---- Data supplied
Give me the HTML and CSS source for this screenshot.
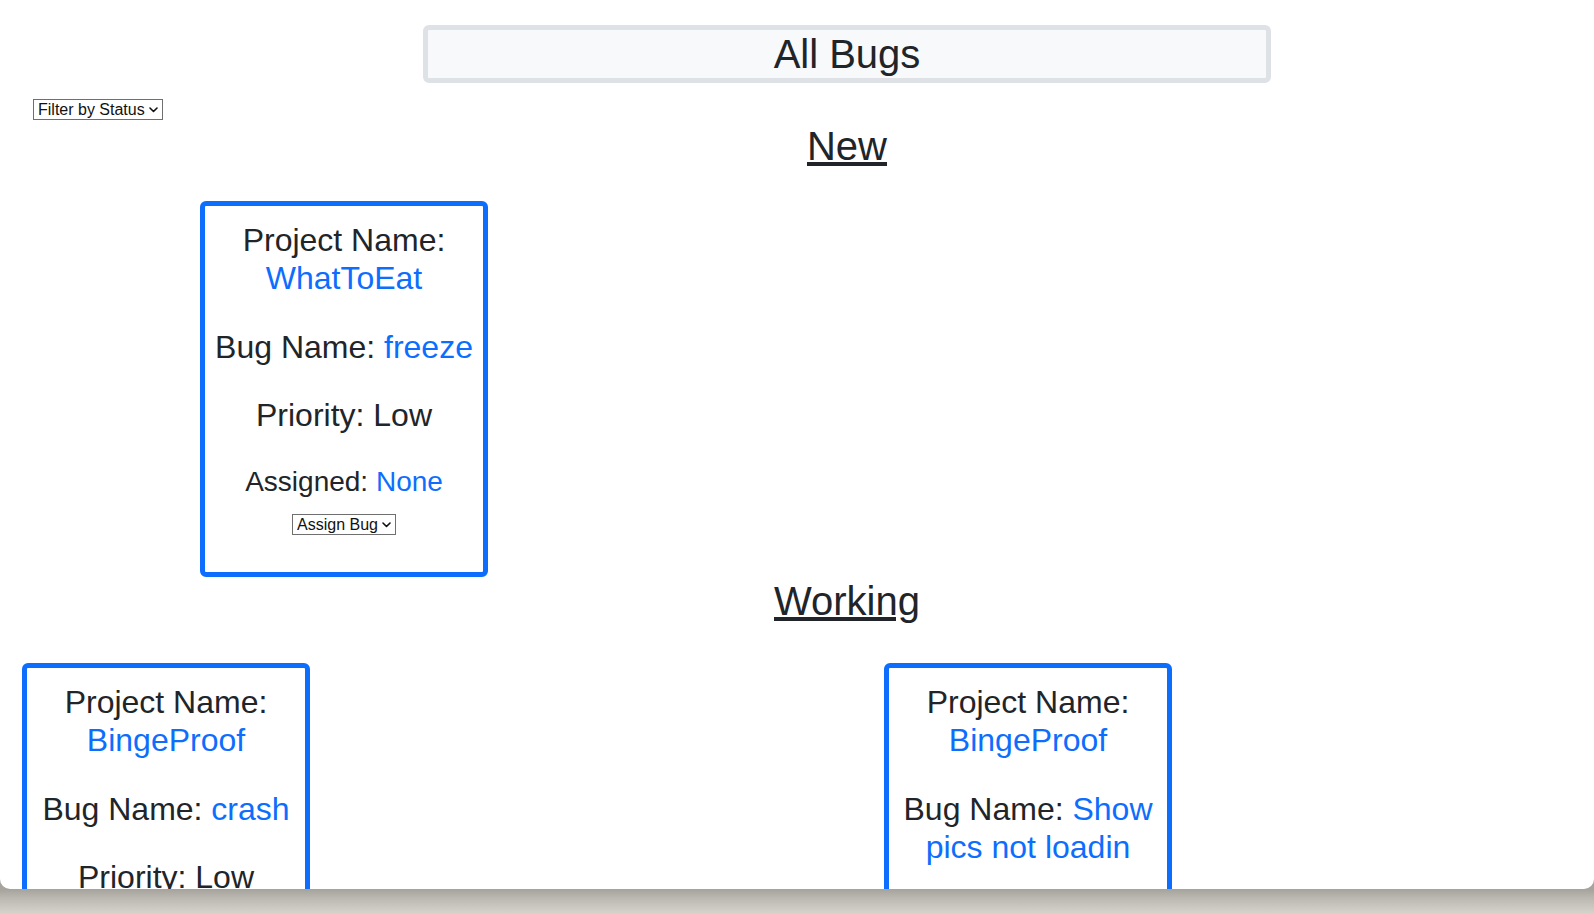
FILE: index.html
```html
<!DOCTYPE html>
<html lang="en">
<head>
<meta charset="utf-8">
<title>All Bugs</title>
<link rel="stylesheet" href="styles.css">
</head>
<body>
<div class="window">
  <h1 class="title">All Bugs</h1>
  <div class="filter-row">
    <span class="select-wrap">
      <select class="select"><option>Filter by Status</option></select>
      <svg class="chev" width="9" height="6" viewBox="0 0 9 6"><path d="M1 1 L4.5 4.5 L8 1" fill="none" stroke="#111" stroke-width="1.6" stroke-linecap="round" stroke-linejoin="round"/></svg>
    </span>
  </div>

  <h1 class="status-title status-new">New</h1>
  <div class="cards cards-new">
    <div class="card">
      <div class="item">Project Name: <span class="val">WhatToEat</span></div>
      <div class="item">Bug Name: <span class="val">freeze</span></div>
      <div class="item">Priority: Low</div>
      <div class="item item-sm">Assigned: <span class="val">None</span></div>
      <span class="select-wrap assign">
        <select class="select"><option>Assign Bug</option></select>
        <svg class="chev" width="9" height="6" viewBox="0 0 9 6"><path d="M1 1 L4.5 4.5 L8 1" fill="none" stroke="#111" stroke-width="1.6" stroke-linecap="round" stroke-linejoin="round"/></svg>
      </span>
    </div>
  </div>

  <h1 class="status-title status-working">Working</h1>
  <div class="cards cards-working">
    <div class="card">
      <div class="item">Project Name: <span class="val">BingeProof</span></div>
      <div class="item">Bug Name: <span class="val">crash</span></div>
      <div class="item">Priority: Low</div>
    </div>
    <div class="card">
      <div class="item">Project Name: <span class="val">BingeProof</span></div>
      <div class="item"><span>Bug Name: </span><span class="val">Show pics not loadin</span></div>
    </div>
  </div>
</div>
</body>
</html>
```

FILE: styles.css
```css
html, body {
  margin: 0;
  padding: 0;
}

body {
  width: 1594px;
  height: 914px;
  overflow: hidden;
  background: linear-gradient(to bottom, #8e8c88 0px, #a7a49e 890px, #b9b6b0 897px, #d7d4cd 914px);
  font-family: "Liberation Sans", Arial, sans-serif;
  color: #212529;
}

.window {
  height: 889px;
  overflow: hidden;
  background: #ffffff;
  border-bottom-left-radius: 10px;
  border-bottom-right-radius: 10px;
  padding-top: 25px;
  box-sizing: border-box;
}

.title {
  box-sizing: border-box;
  width: 848px;
  margin: 0 0 0 423px;
  border: 5px solid #dee2e6;
  border-radius: 6px;
  background: #f8f9fa;
  font-size: 40px;
  line-height: 48px;
  font-weight: 400;
  text-align: center;
}

.filter-row {
  margin-top: 16px;
  padding-left: 33px;
  height: 21px;
  display: flex;
}

.select-wrap {
  position: relative;
  display: inline-flex;
  height: 21px;
}

.select {
  appearance: none;
  -webkit-appearance: none;
  margin: 0;
  height: 21px;
  box-sizing: border-box;
  border: 1px solid #6f6f6f;
  border-radius: 0;
  background: #ffffff;
  color: #111111;
  font-family: "Liberation Sans", Arial, sans-serif;
  font-size: 16px;
  line-height: 19px;
  padding: 0 17px 0 4px;
}

.chev {
  position: absolute;
  right: 5px;
  top: 8px;
  pointer-events: none;
}

.status-title {
  margin: 0;
  padding-left: 100px;
  font-size: 40px;
  line-height: 48px;
  font-weight: 400;
  text-align: center;
  text-decoration: underline;
}

.status-new {
  margin-top: 2px;
}

.cards {
  display: flex;
  align-items: flex-start;
}

.cards-new {
  margin-top: 31px;
  padding-left: 200px;
}

.cards-working {
  margin-top: 38px;
  padding-left: 22px;
  gap: 574px;
}

.card {
  box-sizing: border-box;
  width: 288px;
  height: 376px;
  border: 5px solid #0d6efd;
  border-radius: 6px;
  padding: 15px 8px 0;
  display: flex;
  flex-direction: column;
  align-items: center;
  gap: 30px;
  text-align: center;
  font-size: 32px;
  line-height: 38.4px;
}

.cards-working .card {
  height: 420px;
}

.item {
  width: 100%;
}

.item-sm {
  font-size: 28px;
  line-height: 33.6px;
}

.val {
  color: #0d6efd;
}

.assign {
  margin-top: -14px;
}
```
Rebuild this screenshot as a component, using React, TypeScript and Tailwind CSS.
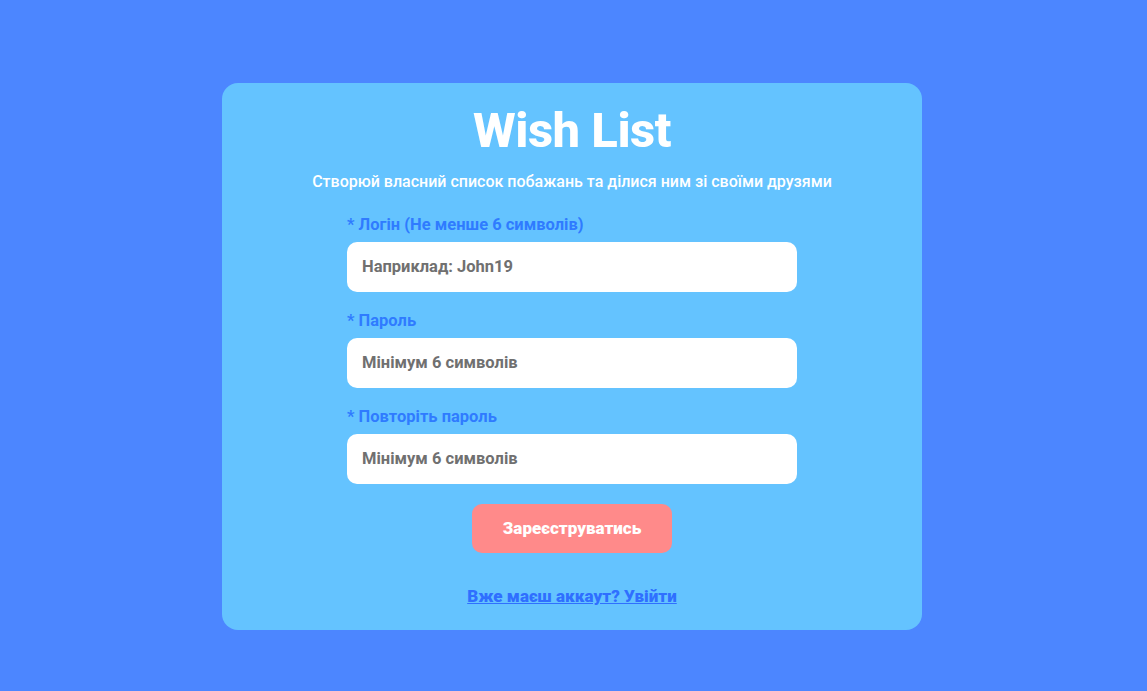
import React from 'react';

function Field({ label, placeholder }: { label: string; placeholder: string }) {
  return (
    <div className="flex flex-col">
      <label className="text-[16.5px] font-bold text-[#2f7bff] leading-[18px] mb-[8px]">* {label}</label>
      <div className="h-[50px] w-[450px] bg-white rounded-[10px] flex items-center px-[15px] text-[16.5px] font-bold text-[#707070]">
        {placeholder}
      </div>
    </div>
  );
}

export default function App() {
  return (
    <div className="min-h-[691px] w-full bg-[#4c86ff] flex pl-[222px] pt-[83px] font-['Roboto',sans-serif]">
      <div className="w-[700px] h-[547px] bg-[#64c3ff] rounded-[16px] flex flex-col items-center">
        <h1 className="text-[49px] font-extrabold text-white leading-none mt-[23px] tracking-[-0.5px]">Wish List</h1>
        <p className="text-[16px] font-medium text-white mt-[17px] leading-5">
          Створюй власний список побажань та ділися ним зі своїми друзями
        </p>
        <div className="flex flex-col gap-[20px] mt-[24px]">
          <Field label="Логін (Не менше 6 символів)" placeholder="Наприклад: John19" />
          <Field label="Пароль" placeholder="Мінімум 6 символів" />
          <Field label="Повторіть пароль" placeholder="Мінімум 6 символів" />
        </div>
        <button className="mt-[20px] w-[200px] h-[49px] rounded-[10px] bg-[#ff8a8a] text-white text-[17px] font-black">
          Зареєструватись
        </button>
        <a href="#" className="mt-[33px] text-[17px] font-black text-[#2f6fff] underline leading-5">
          Вже маєш аккаут? Увійти
        </a>
      </div>
    </div>
  );
}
--------
- The exercise
Take the data above and repeat it exactly, leaving each picture out.

- Answer in full
Give me the HTML and CSS source for this screenshot.
FILE: index.html
```html
<!DOCTYPE html>
<html lang="en">
<head>
<meta charset="utf-8">
<title>All Bugs</title>
<link rel="stylesheet" href="styles.css">
</head>
<body>
<div class="window">
  <h1 class="title">All Bugs</h1>
  <div class="filter-row">
    <span class="select-wrap">
      <select class="select"><option>Filter by Status</option></select>
      <svg class="chev" width="9" height="6" viewBox="0 0 9 6"><path d="M1 1 L4.5 4.5 L8 1" fill="none" stroke="#111" stroke-width="1.6" stroke-linecap="round" stroke-linejoin="round"/></svg>
    </span>
  </div>

  <h1 class="status-title status-new">New</h1>
  <div class="cards cards-new">
    <div class="card">
      <div class="item">Project Name: <span class="val">WhatToEat</span></div>
      <div class="item">Bug Name: <span class="val">freeze</span></div>
      <div class="item">Priority: Low</div>
      <div class="item item-sm">Assigned: <span class="val">None</span></div>
      <span class="select-wrap assign">
        <select class="select"><option>Assign Bug</option></select>
        <svg class="chev" width="9" height="6" viewBox="0 0 9 6"><path d="M1 1 L4.5 4.5 L8 1" fill="none" stroke="#111" stroke-width="1.6" stroke-linecap="round" stroke-linejoin="round"/></svg>
      </span>
    </div>
  </div>

  <h1 class="status-title status-working">Working</h1>
  <div class="cards cards-working">
    <div class="card">
      <div class="item">Project Name: <span class="val">BingeProof</span></div>
      <div class="item">Bug Name: <span class="val">crash</span></div>
      <div class="item">Priority: Low</div>
    </div>
    <div class="card">
      <div class="item">Project Name: <span class="val">BingeProof</span></div>
      <div class="item"><span>Bug Name: </span><span class="val">Show pics not loadin</span></div>
    </div>
  </div>
</div>
</body>
</html>
```

FILE: styles.css
```css
html, body {
  margin: 0;
  padding: 0;
}

body {
  width: 1594px;
  height: 914px;
  overflow: hidden;
  background: linear-gradient(to bottom, #8e8c88 0px, #a7a49e 890px, #b9b6b0 897px, #d7d4cd 914px);
  font-family: "Liberation Sans", Arial, sans-serif;
  color: #212529;
}

.window {
  height: 889px;
  overflow: hidden;
  background: #ffffff;
  border-bottom-left-radius: 10px;
  border-bottom-right-radius: 10px;
  padding-top: 25px;
  box-sizing: border-box;
}

.title {
  box-sizing: border-box;
  width: 848px;
  margin: 0 0 0 423px;
  border: 5px solid #dee2e6;
  border-radius: 6px;
  background: #f8f9fa;
  font-size: 40px;
  line-height: 48px;
  font-weight: 400;
  text-align: center;
}

.filter-row {
  margin-top: 16px;
  padding-left: 33px;
  height: 21px;
  display: flex;
}

.select-wrap {
  position: relative;
  display: inline-flex;
  height: 21px;
}

.select {
  appearance: none;
  -webkit-appearance: none;
  margin: 0;
  height: 21px;
  box-sizing: border-box;
  border: 1px solid #6f6f6f;
  border-radius: 0;
  background: #ffffff;
  color: #111111;
  font-family: "Liberation Sans", Arial, sans-serif;
  font-size: 16px;
  line-height: 19px;
  padding: 0 17px 0 4px;
}

.chev {
  position: absolute;
  right: 5px;
  top: 8px;
  pointer-events: none;
}

.status-title {
  margin: 0;
  padding-left: 100px;
  font-size: 40px;
  line-height: 48px;
  font-weight: 400;
  text-align: center;
  text-decoration: underline;
}

.status-new {
  margin-top: 2px;
}

.cards {
  display: flex;
  align-items: flex-start;
}

.cards-new {
  margin-top: 31px;
  padding-left: 200px;
}

.cards-working {
  margin-top: 38px;
  padding-left: 22px;
  gap: 574px;
}

.card {
  box-sizing: border-box;
  width: 288px;
  height: 376px;
  border: 5px solid #0d6efd;
  border-radius: 6px;
  padding: 15px 8px 0;
  display: flex;
  flex-direction: column;
  align-items: center;
  gap: 30px;
  text-align: center;
  font-size: 32px;
  line-height: 38.4px;
}

.cards-working .card {
  height: 420px;
}

.item {
  width: 100%;
}

.item-sm {
  font-size: 28px;
  line-height: 33.6px;
}

.val {
  color: #0d6efd;
}

.assign {
  margin-top: -14px;
}
```
Rebuild this screenshot as a component, using React, TypeScript and Tailwind CSS.
import React from 'react';

function Field({ label, placeholder }: { label: string; placeholder: string }) {
  return (
    <div className="flex flex-col">
      <label className="text-[16.5px] font-bold text-[#2f7bff] leading-[18px] mb-[8px]">* {label}</label>
      <div className="h-[50px] w-[450px] bg-white rounded-[10px] flex items-center px-[15px] text-[16.5px] font-bold text-[#707070]">
        {placeholder}
      </div>
    </div>
  );
}

export default function App() {
  return (
    <div className="min-h-[691px] w-full bg-[#4c86ff] flex pl-[222px] pt-[83px] font-['Roboto',sans-serif]">
      <div className="w-[700px] h-[547px] bg-[#64c3ff] rounded-[16px] flex flex-col items-center">
        <h1 className="text-[49px] font-extrabold text-white leading-none mt-[23px] tracking-[-0.5px]">Wish List</h1>
        <p className="text-[16px] font-medium text-white mt-[17px] leading-5">
          Створюй власний список побажань та ділися ним зі своїми друзями
        </p>
        <div className="flex flex-col gap-[20px] mt-[24px]">
          <Field label="Логін (Не менше 6 символів)" placeholder="Наприклад: John19" />
          <Field label="Пароль" placeholder="Мінімум 6 символів" />
          <Field label="Повторіть пароль" placeholder="Мінімум 6 символів" />
        </div>
        <button className="mt-[20px] w-[200px] h-[49px] rounded-[10px] bg-[#ff8a8a] text-white text-[17px] font-black">
          Зареєструватись
        </button>
        <a href="#" className="mt-[33px] text-[17px] font-black text-[#2f6fff] underline leading-5">
          Вже маєш аккаут? Увійти
        </a>
      </div>
    </div>
  );
}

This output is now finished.